I'm not sure if this is taken into consideration in your work so far/future plans... but just in case you were unaware, it is not necessary for you to persistently store objects in the ZODB that you intend to index in a ZCatalog. All that is required is that the object to be cataloged is accessible via a URL path. ZSQL methods can be set up to be URL-traversable, and to wrap a class around the returned row. To load the items into the catalog, you can use a PythonScript or similar to loop over a multi-row query, passing the objects directly to the catalog along with a path that matches the one they'll be retrievable from. This approach would eliminate the need for BTreeFolder altogether, although of course it requires access to the RDBMS for retrievals.

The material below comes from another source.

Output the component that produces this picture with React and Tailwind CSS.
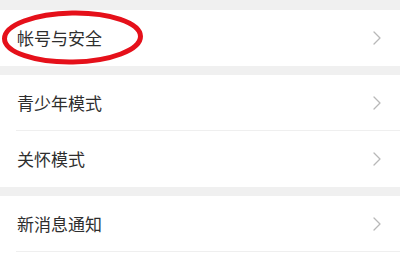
import React from "react";

function Chevron() {
  return (
    <svg width="8" height="14" viewBox="0 0 8 14" className="shrink-0">
      <path d="M1 1 L7 7 L1 13" fill="none" stroke="#b8b8b8" strokeWidth="1.3" strokeLinecap="round" strokeLinejoin="round" />
    </svg>
  );
}

function Row({ label, divider }) {
  return (
    <div className="relative flex h-[56px] items-center justify-between bg-white pl-[17px] pr-[19px]">
      <span className="text-[17px] text-[#2e2e2e]" style={{ fontFamily: '"Noto Sans CJK SC", "Noto Sans", sans-serif' }}>
        {label}
      </span>
      <Chevron />
      {divider && <div className="absolute bottom-0 left-[16px] right-0 h-px bg-[#efefef]" />}
    </div>
  );
}

export default function App() {
  return (
    <div className="relative h-[260px] w-[400px] overflow-hidden bg-[#f0f0f0]">
      <div className="h-[10px]" />
      <Row label="帐号与安全" />
      <div className="h-[9px]" />
      <Row label="青少年模式" divider />
      <Row label="关怀模式" />
      <div className="h-[9px]" />
      <Row label="新消息通知" divider />
      <div className="h-[20px] bg-white" />
      <svg className="pointer-events-none absolute left-0 top-0" width="160" height="70" viewBox="0 0 160 70">
        <ellipse cx="72.5" cy="37.5" rx="68" ry="24.5" fill="none" stroke="#e5101a" strokeWidth="5" transform="rotate(-1 72.5 37.5)" />
      </svg>
    </div>
  );
}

This should reduce the number of writes and allow for bigger subtransactions in a given quantity of memory. At 07:36 PM 12/9/01 -0800, sean.upton@uniontrib.com wrote:
Interesting FYI for those looking to support lots of cataloged objects in ZODB and Zope (Chris W., et al)... I'm working on a project to put ~350k Cataloged objects (customer database) in a single BTreeFolder-derived container; these objects are 'proxy' objects which each expose a single record in a relational dataset, and allow about 8 fields to be indexed (2 of which, TextIndexes).
...
- Also, I want to make it clear that if I had a data access API that needed more than simple information about my datasets (i.e. I was trying to do reporting on patterns, like CRM-ish types of applications), I would likely wrap a function around indexes done in the RDB, not in Catalog. My requires no reporting functionality, and thus really needs no indexes, other than for finding a record for customer service purposes and account validation purposes. The reason, however, that I chose ZCatalog was for full text indexing that I could control/hack/customize easily. My slightly uninformed belief now is that for big datasets or "enterprise" applications (whatever that means), I would use a hybrid set of (faster) indexes using the RDB's indexes where appropriate (heavily queried fields), and ZCatalog for TextIndexes (convenient). I'm sure inevitable improvements to ZCatalog (there seems to be community interest in such) will help here.